**To do**
Output the full listing below exactly as it reads, and skip anything that is a picture.

== Raw data ==

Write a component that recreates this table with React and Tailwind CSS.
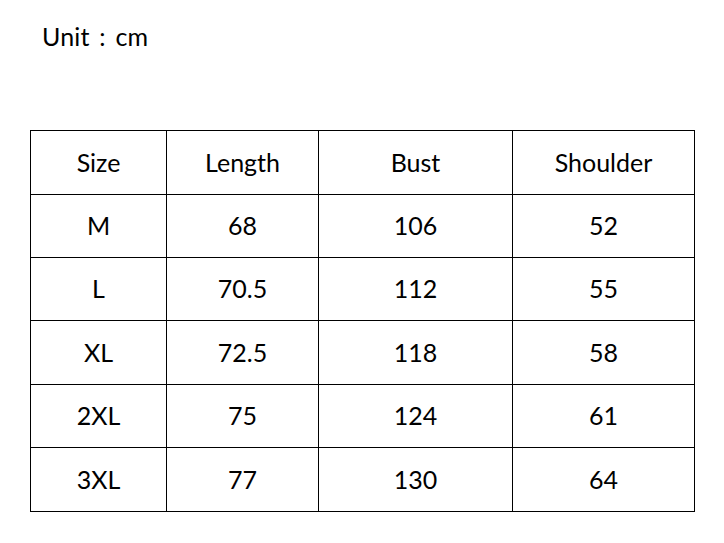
import React from 'react';

const rows = [
    ['Size', 'Length', 'Bust', 'Shoulder'],
    ['M', '68', '106', '52'],
    ['L', '70.5', '112', '55'],
    ['XL', '72.5', '118', '58'],
    ['2XL', '75', '124', '61'],
    ['3XL', '77', '130', '64'],
];

function App() {
    return (
        <div className="w-[724px] h-[543px] bg-white text-black font-['Lato',sans-serif] text-[25px]">
            <div className="pt-[21px] pl-[42px] leading-[30px] [word-spacing:3px] tracking-[0.2px]">Unit : cm</div>
            <div className="ml-[30px] mt-[79px] w-[665px] bg-black p-px grid grid-cols-[135px_151px_193px_181px] grid-rows-[63px_62px_62px_63px_62px_63px] gap-px">
                {rows.map((row, i) =>
                    row.map((cell, j) => (
                        <div key={i + '-' + j} className="bg-white flex items-center justify-center leading-none pb-px">
                            {cell}
                        </div>
                    ))
                )}
            </div>
        </div>
    );
}

export default App;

===

**Worked answer**
Write a component that recreates this table with React and Tailwind CSS.
import React from 'react';

const rows = [
    ['Size', 'Length', 'Bust', 'Shoulder'],
    ['M', '68', '106', '52'],
    ['L', '70.5', '112', '55'],
    ['XL', '72.5', '118', '58'],
    ['2XL', '75', '124', '61'],
    ['3XL', '77', '130', '64'],
];

function App() {
    return (
        <div className="w-[724px] h-[543px] bg-white text-black font-['Lato',sans-serif] text-[25px]">
            <div className="pt-[21px] pl-[42px] leading-[30px] [word-spacing:3px] tracking-[0.2px]">Unit : cm</div>
            <div className="ml-[30px] mt-[79px] w-[665px] bg-black p-px grid grid-cols-[135px_151px_193px_181px] grid-rows-[63px_62px_62px_63px_62px_63px] gap-px">
                {rows.map((row, i) =>
                    row.map((cell, j) => (
                        <div key={i + '-' + j} className="bg-white flex items-center justify-center leading-none pb-px">
                            {cell}
                        </div>
                    ))
                )}
            </div>
        </div>
    );
}

export default App;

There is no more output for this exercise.